Afrikaner enclave silent on big day http://t.co/6a7hMEWK82 As world paid tribute to Mandela, life went on as normal in Kleinfontein
— Times LIVE (@TimesLIVE) 11 Décembre 2013
Dans un reportage consacré à ce ghetto blanc, au mois de juillet, France Info parlait déjà de la communauté afrikaner de Kleinfontein en ces termes:
«Kleinfontein est une enclave où tout le monde ne peut pas rentrer, où l'accès est ultra-sécurisé. Pour ces Afrikaners, leur Afrique du Sud est et doit rester blanche.»
Et le reportage de CNN, diffusé quelques semaines auparavant, dans le cadre de son programme Inside Africa, ne montrait pas autre chose. À Kleinfontein, les populations disent pouvoir préserver l’héritage culturel de la minorité afrikaner. Mais, en réalité, il faut comprendre qu’ils sont nostalgiques de l’apartheid et font tout pour préserver les vestiges de cette époque.

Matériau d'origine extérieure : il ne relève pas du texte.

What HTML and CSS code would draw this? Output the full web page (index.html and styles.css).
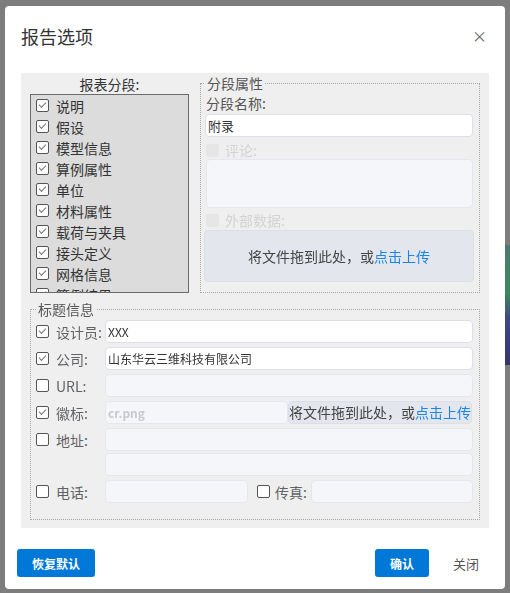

À l’entrée du village, peut-on voir dans le document de CNN, une statue d’Hendrick Verwoed, un ancien Premier ministre afrikaner, considéré comme l’architecte de l’apartheid. C’est tout dire.
John Sharp, anthropologue à l’université de Prétoria explique à La Presse que les blancs de Kleinfontein «font partie de cette catégorie de blancs sud-africains qui n’ont jamais accepté le concept de ”nouvelle” Afrique du Sud de l’après-apartheid».
Bien évidemment, les noirs d’Afrique du Sud vivent difficilement l’existence de ce hameau formé au début des années 90, à la veille des premières élections multiraciales dans le pays. Le Daily Maverick sud-africain estime tout simplement qu’il s’agit de «racistes», qui estiment toujours être différents et supérieurs à tous les autres. Malgré tout cela, à Kleinfontein, personne ne se dit raciste. Marisa Hasbrook, la porte-parole de la communauté explique religieusement au JDD que «Dieu [les] a placés sur cette terre. Il [leur] a donné la mission d’aider [leurs] semblables».
Kleinfontein est-il donc le dernier bastion de l’apartheid en Afrique du Sud? Ses habitants sont-ils tous racistes? L’anthopologue John Sharp, toujours dans La Presse estime qu’il ne faut pas tirer si vite sur cette communauté.
«N'allez pas croire qu'ils sont si différents du reste du monde. Pensez à l'Europe, qui resserre de plus en plus son immigration», estime le chercheur.
Pourtant, leur indifférence face à la disparition de Nelson Mandela a marqué les esprits. Ils ont écouté de loin, les hommages qui étaient rendus à celui dont le rêve a toujours été de faire de l’Afrique du Sud une nation véritablement arc-en-ciel.